I also went on a ghost tour that night. One of the stops was the cemetery, and our guide told us a myriad of legends and stories while we stood inside a ransacked mausoleum. The medical school and the desperate resurrection-men were brought up, people who did ridiculous things to dead bodies just to make some money.



We visited sites of witch-burnings, and learned about three types of faeries: The half-a-man, who you topple over by pushing him or poking him with a stick, the kelpie, who drags you into the water and eats all of you but your liver, and the red-cap gnome, who has blades for fingers, and tears your stomach open while you're still alive [I was thinking of Jurassic Park I, when Alan differentiates turke
ys from velociraptors].


To get away, you must recite a verse from the bible. We were given the verse
"Jesus wept." Just in case we got in trouble when we invaded their territory that night. The views from the heights we climbed were gorgeous, making the ice-rain and wind not completely unbearable.

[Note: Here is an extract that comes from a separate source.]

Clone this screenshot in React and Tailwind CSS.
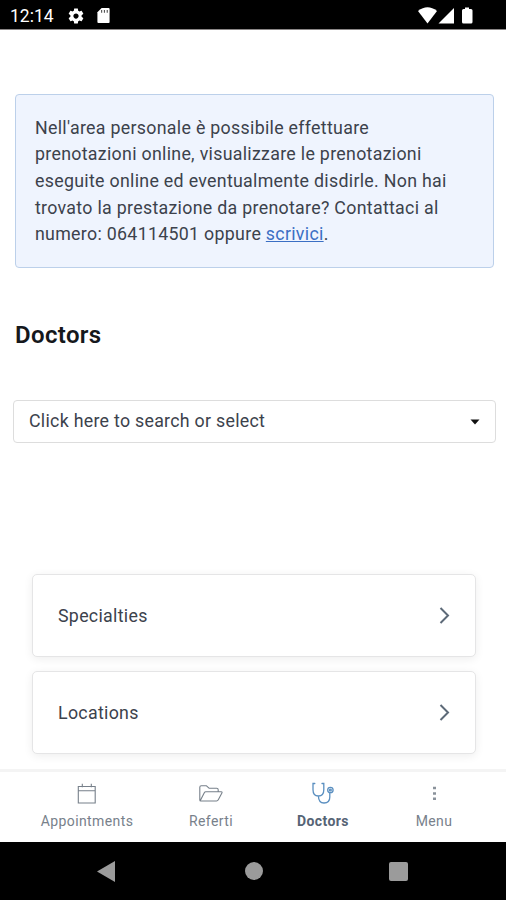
import React from "react";

const links = ["Specialties", "Locations"];

const SettingsIcon = () => (
    <svg className="w-[18px] h-[18px]" viewBox="0 0 24 24" fill="#fff">
        <path d="M19.43 12.98c.04-.32.07-.64.07-.98s-.03-.66-.07-.98l2.11-1.65c.19-.15.24-.42.12-.64l-2-3.46c-.12-.22-.39-.3-.61-.22l-2.49 1c-.52-.4-1.08-.73-1.69-.98l-.38-2.65C14.46 2.18 14.25 2 14 2h-4c-.25 0-.46.18-.49.42l-.38 2.65c-.61.25-1.17.59-1.69.98l-2.49-1c-.23-.09-.49 0-.61.22l-2 3.46c-.13.22-.07.49.12.64l2.11 1.65c-.04.32-.07.65-.07.98s.03.66.07.98l-2.11 1.65c-.19.15-.24.42-.12.64l2 3.46c.12.22.39.3.61.22l2.49-1c.52.4 1.08.73 1.69.98l.38 2.65c.03.24.24.42.49.42h4c.25 0 .46-.18.49-.42l.38-2.65c.61-.25 1.17-.59 1.69-.98l2.49 1c.23.09.49 0 .61-.22l2-3.46c.12-.22.07-.49-.12-.64l-2.110-1.650zM12 15.500c-1.930 0-3.500-1.570-3.500-3.500s1.570-3.500 3.500-3.500 3.500 1.570 3.500 3.500-1.570 3.500-3.500 3.500z" />
    </svg>
);

const CalendarIcon = () => (
    <svg className="w-6 h-6" viewBox="0 0 24 24" fill="none" stroke="#77808a" strokeWidth="1.1">
        <path d="M3.300 4.500h16.900v16.500H3.300zM3.300 8.800h16.900M7.300 1.800v3.500M16.300 1.800v3.500" />
    </svg>
);

const FolderIcon = () => (
    <svg className="w-6 h-6" viewBox="0 0 24 24" fill="none" stroke="#77808a" strokeWidth="1.1" strokeLinejoin="round">
        <path d="M.8 18V5.300q0-1.500 1.500-1.500h5.200l2.500 2.400h7.700q1.500 0 1.500 1.500v2.100M1.200 18.700 5.300 10.700q.5-.9 1.500-.9h15.400q1.300 0 .7 1.100l-3.600 6.900q-.6 1.200-1.800 1.200H1.800q-1 0-1-1" />
    </svg>
);

const StethoscopeIcon = () => (
    <svg className="w-6 h-6" viewBox="0 0 24 24" fill="none" stroke="#5a8fc0" strokeWidth="1.3" strokeLinecap="round">
        <path d="M3.800 1.500H2v6.200c0 4 2.200 6.300 5.400 6.300s5.400-2.300 5.400-6.300V1.500H11M7.400 14c.1 4.500 2 7 5.600 7s5.800-2.400 5.800-6v-4.200" />
        <circle cx="19.400" cy="8" r="2.700" />
        <circle cx="19.400" cy="8" r=".9" />
    </svg>
);

const MenuIcon = () => (
    <svg className="w-6 h-6" viewBox="0 0 24 24" fill="#8a929b">
        <path d="M11 4.800h3v2.500h-3zM11 10.200h3v2.500h-3zM11 15.600h3v2.500h-3z" />
    </svg>
);

const tabs = [
    { name: "Appointments", icon: <CalendarIcon />, className: "w-[126px]" },
    { name: "Referti", icon: <FolderIcon />, className: "w-[78px] ml-[22px]" },
    { name: "Doctors", icon: <StethoscopeIcon />, className: "w-[98px] ml-[24px]", active: true },
    { name: "Menu", icon: <MenuIcon />, className: "w-[72px] ml-[26px]" },
];

const App = () => {
    return (
        <div className="w-[506px] h-[900px] flex flex-col overflow-hidden bg-white font-['Roboto',sans-serif] text-[#3c424c]">
            {/* STATUS BAR */}
            <header className="h-[30px] shrink-0 flex items-center bg-black border-b border-[#8a8686] pl-[10px] pr-[33px] text-white">
                <span className="w-[57px] text-[17.5px] leading-none pt-[4px]">12:14</span>
                <span className="pt-[2px]"><SettingsIcon /></span>
                <svg className="ml-[12px] mt-[2px] w-[13px] h-[15px]" viewBox="0 0 13 16">
                    <path d="M4.500 0H12q1 0 1 1v14q0 1-1 1H1q-1 0-1-1V4.500z" fill="#fff" />
                    <path d="M4.500 2v3M7.500 2v3M10.500 2v3" stroke="#555" strokeWidth="1.200" />
                </svg>
                <svg className="ml-auto mt-[1px] w-[55px] h-[17px]" viewBox="0 0 55 17" fill="#fff">
                    <path d="M0 4Q9.500-3.500 19 4L9.500 16.500z" />
                    <path d="M20.500 16.500 36 1v15.500z" />
                    <path d="M47 .5h4V2h2q1.500 0 1.500 1.500V15q0 1.500-1.500 1.500h-7.500Q44 16.500 44 15V3.500Q44 2 45.500 2H47z" />
                </svg>
            </header>

            <main className="flex-1 min-h-0 flex flex-col">
                {/* INFO */}
                <div className="mt-16 ml-[15px] w-[479px] h-[174px] rounded-[4px] border border-[#bcd0ea] bg-[#eff4fe] pl-[19px] pt-[19.500px]">
                    <p className="text-[17.800px] leading-[26.700px] tracking-[0.300px] whitespace-nowrap">
                        Nell'area personale è possibile effettuare<br />
                        prenotazioni online, visualizzare le prenotazioni<br />
                        eseguite online ed eventualmente disdirle. Non hai<br />
                        trovato la prestazione da prenotare? Contattaci al<br />
                        numero: 064114501 oppure <a href="#" className="text-[#3b6fc4] underline">scrivici</a>.
                    </p>
                </div>

                <h1 className="mt-[51px] ml-[15px] text-[24px] leading-8 tracking-[0.350px] font-semibold text-[#15181c]">Doctors</h1>

                {/* SELECT */}
                <button className="mt-[49px] ml-[13px] w-[483px] h-[43px] shrink-0 flex items-center justify-between rounded-[4px] border border-[#dddddd] pl-[15px] pr-[15px] text-[17.800px] tracking-[0.280px]">
                    <span>Click here to search or select</span>
                    <svg className="w-[10px] h-[6px]" viewBox="0 0 10 6">
                        <path d="M.500.500h9L5 5.500z" fill="#111" />
                    </svg>
                </button>

                {/* LINKS */}
                <div className="mt-[131px] px-8 w-[508px] flex flex-col gap-[14px]">
                    {links.map((link) => (
                        <a key={link} href="#" className="h-[83px] shrink-0 flex items-center justify-between rounded-[5px] border border-[#e5e5e6] bg-white pl-[25px] pr-[25px] text-[17.800px] tracking-[0.300px] shadow-[0_2px_10px_rgba(0,0,0,0.070)]">
                            <span className="pt-px">{link}</span>
                            <svg className="w-[11px] h-[17px]" viewBox="0 0 11 17" fill="none" stroke="#5d6a78" strokeWidth="2">
                                <path d="M1.500 1 9 8.500 1.500 16" />
                            </svg>
                        </a>
                    ))}
                </div>
            </main>

            {/* TABS */}
            <nav className="h-[73px] shrink-0 flex border-t-[3px] border-[#f4f4f4] bg-white pl-[24px]">
                {tabs.map((tab) => (
                    <a key={tab.name} href="#" className={`${tab.className} flex flex-col items-center pt-[10px] text-[#78818b]`}>
                        {tab.icon}
                        <span className={`mt-[5px] text-[14px] leading-5 tracking-[0.400px] ${tab.active ? "font-bold text-[#566475]" : ""}`}>{tab.name}</span>
                    </a>
                ))}
            </nav>

            {/* SYSTEM NAVIGATION */}
            <footer className="h-[58px] shrink-0 flex items-center bg-black pl-[97px]">
                <svg className="w-[18px] h-[21px]" viewBox="0 0 18 21">
                    <path d="M0 10.500 18 0v21z" fill="#9b9b9b" />
                </svg>
                <div className="ml-[130px] w-[18px] h-[18px] rounded-full bg-[#9b9b9b]"></div>
                <div className="ml-[126px] w-[19px] h-[19px] rounded-[2px] bg-[#9b9b9b]"></div>
            </footer>
        </div>
    );
};

export default App;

We visited the "National Disgrace" of Scotland, and afterward, were treated to a pint at a local pub called the Bank Hotel. They were playing live music which entranced me. Probably because the guy was playing Mr. Brightside, something that always makes me think of my brother.




When visiting, remember to reload your Starbucks card! There are about 8 of them in Edinburgh. The cups are bigger, too, which means more coffee for your quid. Also, get potatoes for lunch. Scots are enthusiastic about them, going so far as to make whole shops dedicated to the perfection of the potato. They call them "jackets," or baked potatoes with some kind of filling spooned on top.
Scotland is extremely vegan and vegetarian-friendly [always a plus for me]. If you're adventurous, they also offer some vegetarian haggis, which I've been told tastes exactly like traditional haggis. I, however, have no idea what they put in it, so that's all your call.